Two-Phase Commit Protocol (2PC) for Distributed Transactions
Two-Phase Commit Protocol (2PC) for Distributed Transactions
Description
The Two-Phase Commit Protocol (2PC) is a classic algorithm in distributed systems designed to ensure the atomicity of transactions across multiple nodes. It guarantees that all participating nodes either commit the transaction entirely or abort it entirely, thereby preventing data inconsistencies caused by partial commits. The protocol involves a Coordinator and multiple Participants, achieving collaboration through two phases: the "Preparation Phase" and the "Commit Phase".
Detailed Explanation
-
Roles and Prerequisites
- Coordinator: A central node responsible for making the final decision to commit or abort the transaction and driving the protocol's flow.

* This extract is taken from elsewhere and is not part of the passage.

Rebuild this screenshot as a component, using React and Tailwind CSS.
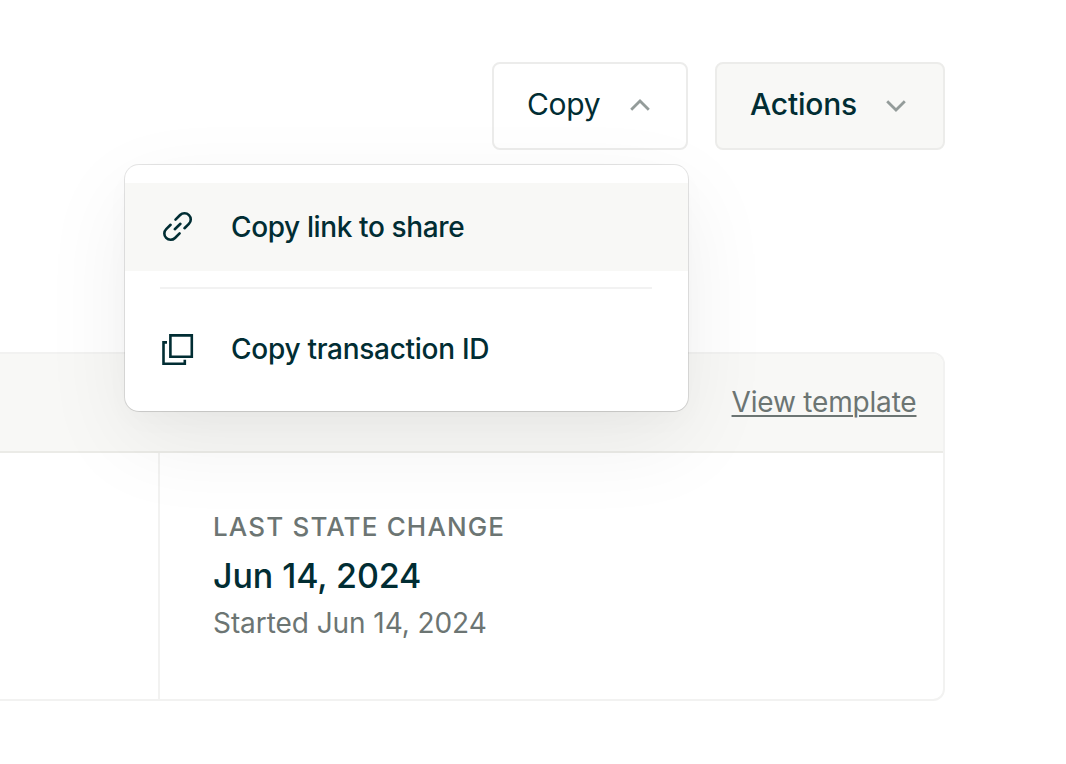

- Participants: Sub-nodes that actually execute the transaction, responsible for local transaction operations and providing status feedback.
- Prerequisites: All nodes are assumed to be prone to failures but support log persistence (for state recovery via logs). The network may experience delays but is not malicious (no message tampering).
-
Phase One: Preparation Phase
- Step 1: The Coordinator sends a "Prepare Request" to all Participants, including the transaction content.
- Step 2: Each Participant executes local transaction operations (e.g., writing logs, acquiring locks) but does NOT commit. If the execution is successful, the Participant replies with an "Agree" (Yes); if it fails (e.g., due to constraint violations), it replies with an "Abort" (No).
- Key Point: After replying "Yes", a Participant must guarantee that the local transaction can ultimately be committed (even if a crash occurs later), which is achieved by writing persistent logs.
-
Phase Two: Commit Phase
- Scenario A: All Participants reply "Yes"
- The Coordinator sends a "Commit Request" to all Participants.
- Upon receipt, Participants formally commit the local transaction (e.g., release locks, write final data) and reply with a "Completion" (Ack).
- After receiving all Acks, the Coordinator marks the transaction as complete.
- Scenario B: Any Participant replies "No" or times out
- The Coordinator sends a "Rollback Request" (Abort) to all Participants.
- Upon receipt, Participants abort the transaction (undo operations, release locks) and reply with an Ack.
- After receiving all Acks, the Coordinator marks the transaction as aborted.
- Scenario A: All Participants reply "Yes"
-
Fault Handling and Drawbacks
- Participant Crash:
- If it crashes during the preparation phase, upon recovery, it decides based on its logs: if "Yes" is recorded, it waits for the Coordinator's instruction; if not recorded, it may unilaterally abort.
- If it crashes during the commit phase, upon recovery, it decides based on logs: if Commit is recorded, it commits; if Abort is recorded, it rolls back; if nothing is recorded, it needs to query the Coordinator's status.
- Coordinator Crash:
- If it crashes before sending Prepare, the transaction is automatically aborted.
- If it crashes after the preparation phase, Participants may be blocked (waiting for instructions). This requires resolution through log-based election of a new coordinator or timeout mechanisms.
- Core Drawbacks:
- Synchronous Blocking: After replying "Yes", Participants must lock resources and wait for the Coordinator's instruction, during which the resources are inaccessible to other transactions.
- Single Point of Failure: Coordinator failure can cause the entire system to block.
- Risk of Data Inconsistency: If the Coordinator crashes after only some nodes have received the Commit instruction, some nodes may commit while others do not.
- Participant Crash:
-
Practical Applications and Optimizations
- 2PC is a foundational protocol for distributed databases (e.g., MySQL Cluster) and middleware (e.g., JTA in Java EE), but it is often combined with timeout mechanisms and retry strategies to reduce blocking risks.
- Improved solutions like the Three-Phase Commit (3PC) protocol reduce blocking by introducing a "Pre-commit" phase, but they increase complexity and are less commonly used in practice.